CI Pipeline and Test Coverage

The aes-stream-drivers CI pipeline validates every push across five Linux distributions, two driver configurations (CPU and GPU), and multiple test dimensions. The pipeline runs on GitHub Actions using the ubuntu-24.04 runner with its 6.17.0-xxxx-azure kernel, and can be reproduced locally using KVM virtual machines.

Pipeline Phases

The CI pipeline (ci_pipeline.yml) executes five sequential phases, each gating the next:

Phase	Name	Description
1	Documentation & Linting	Sphinx + Doxygen doc build, trailing-whitespace check, cpplint C/C++ lint, gpu_async.c change guard
2	CPU Testing	Build and test the CPU-only driver across 5 distros in parallel
3	GPU Testing	Build and test the GPU driver (with emulator + p2p stub) across 5 distros in parallel
4	Release Generation	Creates GitHub Release artifacts (tags only)
5	DKMS Package Generation	Builds `datadev-dkms-.tar.gz` and `datadev-gpu-dkms-.tar.gz` DKMS tarballs (tags only)

Distribution Matrix

Both Phase 2 (CPU) and Phase 3 (GPU) run against five container images.
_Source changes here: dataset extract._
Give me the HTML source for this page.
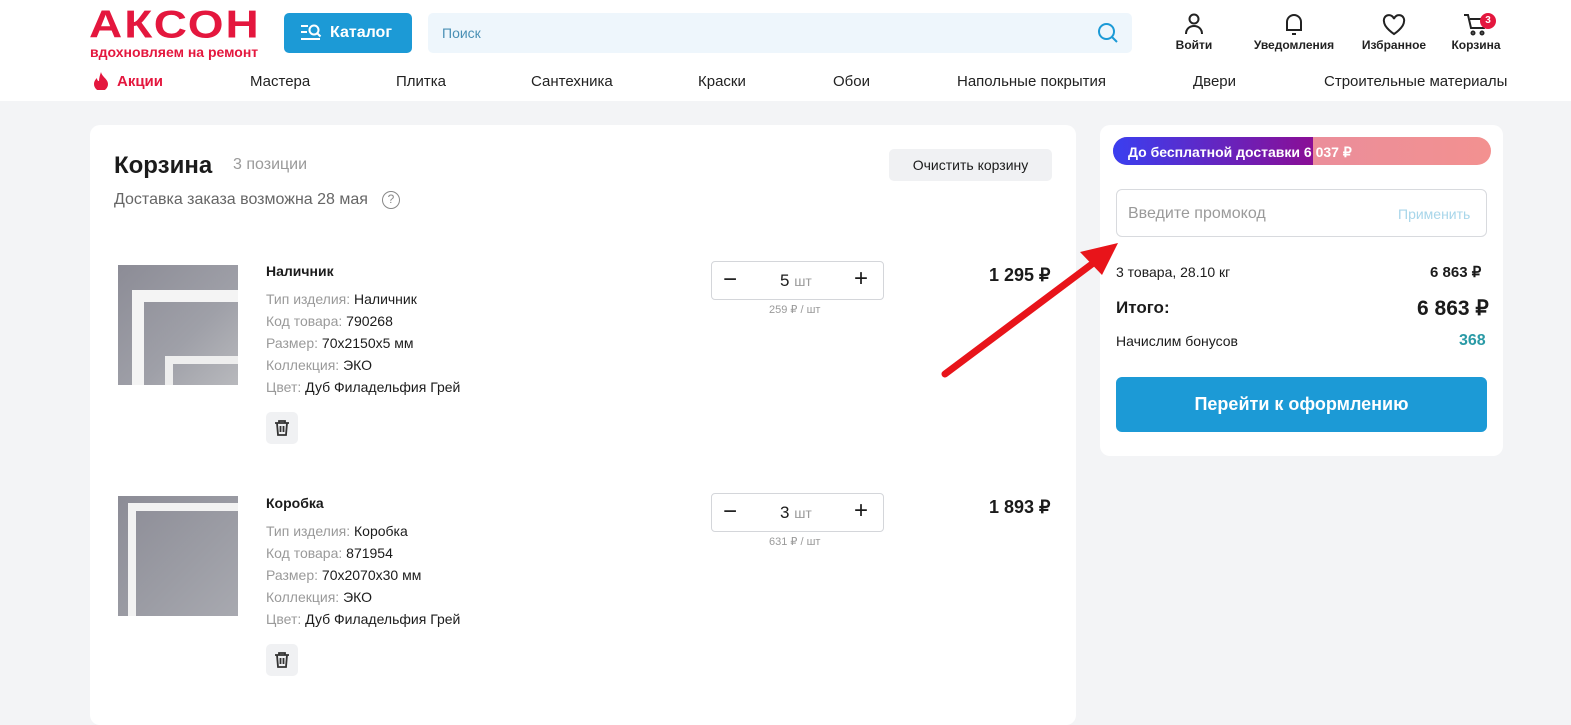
<!DOCTYPE html>
<html><head><meta charset="utf-8"><style>
*{box-sizing:border-box;margin:0;padding:0}
body{width:1571px;height:687px;overflow:hidden;background:#f3f4f6;font-family:"Liberation Sans","Noto Sans CJK SC",sans-serif;color:#1b1b1b;position:relative}
.a{position:absolute}
.hdr{left:0;top:0;width:1571px;height:101px;background:#fff}
.logo{left:89px;top:5px;font-weight:900;font-size:46px;color:#e4173e;letter-spacing:2px;line-height:44px;transform:scaleY(0.85);transform-origin:top left}
.tag{left:90px;top:44px;font-size:14px;font-weight:bold;color:#e4173e}
.cat{left:284px;top:13px;width:128px;height:40px;background:#1c9ad6;border-radius:5px;color:#fff;font-weight:bold;font-size:16px;line-height:40px;padding-left:46px}
.search{left:428px;top:13px;width:704px;height:40px;background:#eef6fc;border-radius:5px;font-size:14px;color:#4a90b5;line-height:40px;padding-left:14px}
.ic{font-size:12px;font-weight:bold;color:#222;text-align:center}
.nav{top:73px;font-size:15px;color:#222}
.card{background:#fff;border-radius:10px}
.gray{color:#9a9a9a}
.prop{font-size:14px;line-height:22px}
.qty{width:173px;height:39px;border:1px solid #d4d6da;border-radius:4px;font-size:17px}
.btn{background:#f0f1f3;border-radius:5px}
</style></head><body>
<div class="a hdr"></div>
<div class="a logo">АКСОН</div>
<div class="a tag">вдохновляем на ремонт</div>
<div class="a cat">Каталог</div>
<svg class="a" style="left:300px;top:23px" width="22" height="20" viewBox="0 0 22 20" fill="none" stroke="#fff" stroke-width="2"><path d="M1 3h7M1 9h6M1 16h19"/><circle cx="14" cy="7" r="4.5"/><path d="M17.5 10.5l3 3"/></svg>
<div class="a search">Поиск</div>
<svg class="a" style="left:1097px;top:22px" width="22" height="22" viewBox="0 0 22 22" fill="none" stroke="#1c9ad6" stroke-width="2"><circle cx="9.5" cy="9.5" r="7.5"/><path d="M15 15l5 5"/></svg>
<svg class="a" style="left:1184px;top:13px" width="20" height="22" viewBox="0 0 20 22" fill="none" stroke="#222" stroke-width="2"><circle cx="10" cy="6" r="4.5"/><path d="M2 21c0-5 3.5-8 8-8s8 3 8 8"/></svg>
<div class="a ic" style="left:1170px;top:38px;width:48px">Войти</div>
<svg class="a" style="left:1284px;top:12px" width="20" height="24" viewBox="0 0 20 24" fill="none" stroke="#222" stroke-width="2"><path d="M3 18V10a7 7 0 0114 0v8H2h16M8 22h4"/></svg>
<div class="a ic" style="left:1248px;top:38px;width:92px">Уведомления</div>
<svg class="a" style="left:1382px;top:14px" width="24" height="22" viewBox="0 0 24 22" fill="none" stroke="#222" stroke-width="2"><path d="M12 20S2 13.5 2 7.5A5 5 0 0112 5a5 5 0 0110 2.5C22 13.5 12 20 12 20z"/></svg>
<div class="a ic" style="left:1356px;top:38px;width:76px">Избранное</div>
<svg class="a" style="left:1463px;top:13px" width="26" height="24" viewBox="0 0 26 24" fill="none" stroke="#222" stroke-width="2"><path d="M1 2h4l3 13h13l2-9H7"/><circle cx="10" cy="20" r="1.5"/><circle cx="19" cy="20" r="1.5"/></svg>
<div class="a" style="left:1480px;top:13px;width:16px;height:16px;border-radius:8px;background:#e4173e;color:#fff;font-size:10px;font-weight:bold;text-align:center;line-height:16px">3</div>
<div class="a ic" style="left:1446px;top:38px;width:60px">Корзина</div>
<svg class="a" style="left:94px;top:72px" width="14" height="18" viewBox="0 0 14 18"><path d="M7 0C8 5 14 7 14 12a7 7 0 01-14 0C0 9 2 7 3 6c0 2 1 3 2 3C5 6 6 3 7 0z" fill="#e4173e"/></svg>
<div class="a nav" style="left:117px;color:#e4173e;font-weight:bold">Акции</div>
<div class="a nav" style="left:250px">Мастера</div>
<div class="a nav" style="left:396px">Плитка</div>
<div class="a nav" style="left:531px">Сантехника</div>
<div class="a nav" style="left:698px">Краски</div>
<div class="a nav" style="left:833px">Обои</div>
<div class="a nav" style="left:957px">Напольные покрытия</div>
<div class="a nav" style="left:1193px">Двери</div>
<div class="a nav" style="left:1324px">Строительные материалы</div>

<div class="a card" style="left:90px;top:125px;width:986px;height:600px"></div>
<div class="a" style="left:114px;top:152px;font-size:24px;font-weight:bold">Корзина</div>
<div class="a gray" style="left:233px;top:156px;font-size:16px">3 позиции</div>
<div class="a btn" style="left:889px;top:149px;width:163px;height:32px;font-size:14px;line-height:32px;text-align:center">Очистить корзину</div>
<div class="a" style="left:114px;top:191px;font-size:16px;color:#666">Доставка заказа возможна 28 мая</div>
<div class="a" style="left:382px;top:191px;width:18px;height:18px;border:1.5px solid #888;border-radius:9px;font-size:12px;color:#888;text-align:center;line-height:15px">?</div>

<!-- item 1 -->
<div class="a" style="left:118px;top:265px;width:120px;height:120px;background:linear-gradient(135deg,#8c8c96 0%,#9fa0a8 60%,#b8b9bd 100%)"></div>
<div class="a" style="left:132px;top:290px;width:106px;height:95px;border-left:12px solid #f4f4f4;border-top:12px solid #f4f4f4"></div>
<div class="a" style="left:165px;top:356px;width:73px;height:29px;border-left:8px solid #eee;border-top:8px solid #eee"></div>
<div class="a" style="left:266px;top:263px;font-size:14px;font-weight:bold">Наличник</div>
<div class="a prop" style="left:266px;top:288px"><span class="gray">Тип изделия:</span> Наличник<br><span class="gray">Код товара:</span> 790268<br><span class="gray">Размер:</span> 70x2150x5 мм<br><span class="gray">Коллекция:</span> ЭКО<br><span class="gray">Цвет:</span> Дуб Филадельфия Грей</div>
<div class="a btn" style="left:266px;top:412px;width:32px;height:32px"></div>
<svg class="a" style="left:273px;top:419px" width="18" height="18" viewBox="0 0 18 18" fill="none" stroke="#333" stroke-width="1.8"><path d="M2 4h14M6 4V2h6v2M4 4l1 12h8l1-12M7.5 7v6M10.5 7v6"/></svg>
<div class="a qty" style="left:711px;top:261px"></div>
<div class="a" style="left:723px;top:270px;font-size:24px;line-height:20px">−</div>
<div class="a" style="left:854px;top:268px;font-size:24px;line-height:22px">+</div>
<div class="a" style="left:780px;top:271px;font-size:17px">5 <span class="gray" style="font-size:14px">шт</span></div>
<div class="a gray" style="left:769px;top:303px;font-size:11px">259 ₽ / шт</div>
<div class="a" style="left:989px;top:265px;font-size:18px;font-weight:bold">1 295 ₽</div>

<!-- item 2 -->
<div class="a" style="left:118px;top:496px;width:120px;height:120px;background:linear-gradient(135deg,#8c8c96 0%,#9c9da5 60%,#a8a9b0 100%)"></div>
<div class="a" style="left:128px;top:503px;width:110px;height:113px;border-left:8px solid #f2f2f2;border-top:8px solid #f2f2f2"></div>
<div class="a" style="left:266px;top:495px;font-size:14px;font-weight:bold">Коробка</div>
<div class="a prop" style="left:266px;top:520px"><span class="gray">Тип изделия:</span> Коробка<br><span class="gray">Код товара:</span> 871954<br><span class="gray">Размер:</span> 70x2070x30 мм<br><span class="gray">Коллекция:</span> ЭКО<br><span class="gray">Цвет:</span> Дуб Филадельфия Грей</div>
<div class="a btn" style="left:266px;top:644px;width:32px;height:32px"></div>
<svg class="a" style="left:273px;top:651px" width="18" height="18" viewBox="0 0 18 18" fill="none" stroke="#333" stroke-width="1.8"><path d="M2 4h14M6 4V2h6v2M4 4l1 12h8l1-12M7.5 7v6M10.5 7v6"/></svg>
<div class="a qty" style="left:711px;top:493px"></div>
<div class="a" style="left:723px;top:502px;font-size:24px;line-height:20px">−</div>
<div class="a" style="left:854px;top:500px;font-size:24px;line-height:22px">+</div>
<div class="a" style="left:780px;top:503px;font-size:17px">3 <span class="gray" style="font-size:14px">шт</span></div>
<div class="a gray" style="left:769px;top:535px;font-size:11px">631 ₽ / шт</div>
<div class="a" style="left:989px;top:497px;font-size:18px;font-weight:bold">1 893 ₽</div>

<!-- summary -->
<div class="a card" style="left:1100px;top:125px;width:403px;height:331px"></div>
<div class="a" style="left:1113px;top:137px;width:378px;height:28px;border-radius:14px;background:linear-gradient(90deg,#e18aa6 0%,#f39190 100%)"></div>
<div class="a" style="left:1113px;top:137px;width:200px;height:28px;border-radius:14px 0 0 14px;background:linear-gradient(90deg,#3a3ff0,#8a0e95)"></div>
<div class="a" style="left:1128px;top:144px;font-size:14px;font-weight:bold;color:#fff">До бесплатной доставки 6 037 ₽</div>
<div class="a" style="left:1116px;top:189px;width:371px;height:48px;border:1px solid #d8dade;border-radius:6px"></div>
<div class="a gray" style="left:1128px;top:205px;font-size:16px">Введите промокод</div>
<div class="a" style="left:1398px;top:206px;font-size:14px;color:#a8d6ea">Применить</div>
<div class="a" style="left:1116px;top:264px;font-size:14px">3 товара, 28.10 кг</div>
<div class="a" style="left:1430px;top:263px;font-size:15px;font-weight:bold">6 863 ₽</div>
<div class="a" style="left:1116px;top:298px;font-size:17px;font-weight:bold">Итого:</div>
<div class="a" style="left:1417px;top:296px;font-size:21px;font-weight:bold">6 863 ₽</div>
<div class="a" style="left:1116px;top:333px;font-size:14px">Начислим бонусов</div>
<div class="a" style="left:1459px;top:332px;font-size:16px;font-weight:bold;color:#2a9aa6">368</div>
<div class="a" style="left:1116px;top:377px;width:371px;height:55px;background:#1c9ad6;border-radius:6px;color:#fff;font-size:18px;font-weight:bold;text-align:center;line-height:55px">Перейти к оформлению</div>

<svg class="a" style="left:930px;top:230px" width="200" height="160" viewBox="0 0 200 160"><path d="M15 144L170 28" stroke="#e8141a" stroke-width="7" stroke-linecap="round"/><path d="M188 13L150 22L172 45Z" fill="#e8141a"/></svg>
</body></html>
Each container runs --privileged with the host kernel’s /lib/modules and /usr/src bind-mounted, so insmod loads against the live Azure kernel regardless of the userspace distribution.

Distribution	CPU Load Test	GPU Load Test	Purpose
`ubuntu:24.04`	Yes	Yes	Primary platform; matches the GitHub Actions runner
`ubuntu:22.04`	Yes	Yes	LTS compatibility; older glibc and toolchain
`rockylinux:9`	Yes	Yes	RHEL 9 family; dnf package manager, different header layout
`debian:experimental`	Yes	Yes	Bleeding-edge packages; catches API deprecations early
`fedora:rawhide`	Yes	Yes	Rawhide gcc/glibc; most aggressive compiler warnings

All five distros run the full build + load + test + unload + DKMS sequence in both phases. Load/test is gated at runtime on CI_HOST_MATCH=1 (container has the running host’s kernel headers, either via bind-mount or package install); distros that cannot satisfy that condition fall back to a DKMS smoke path (dkms ldtarball with --no-prepare-kernel) in the same cell.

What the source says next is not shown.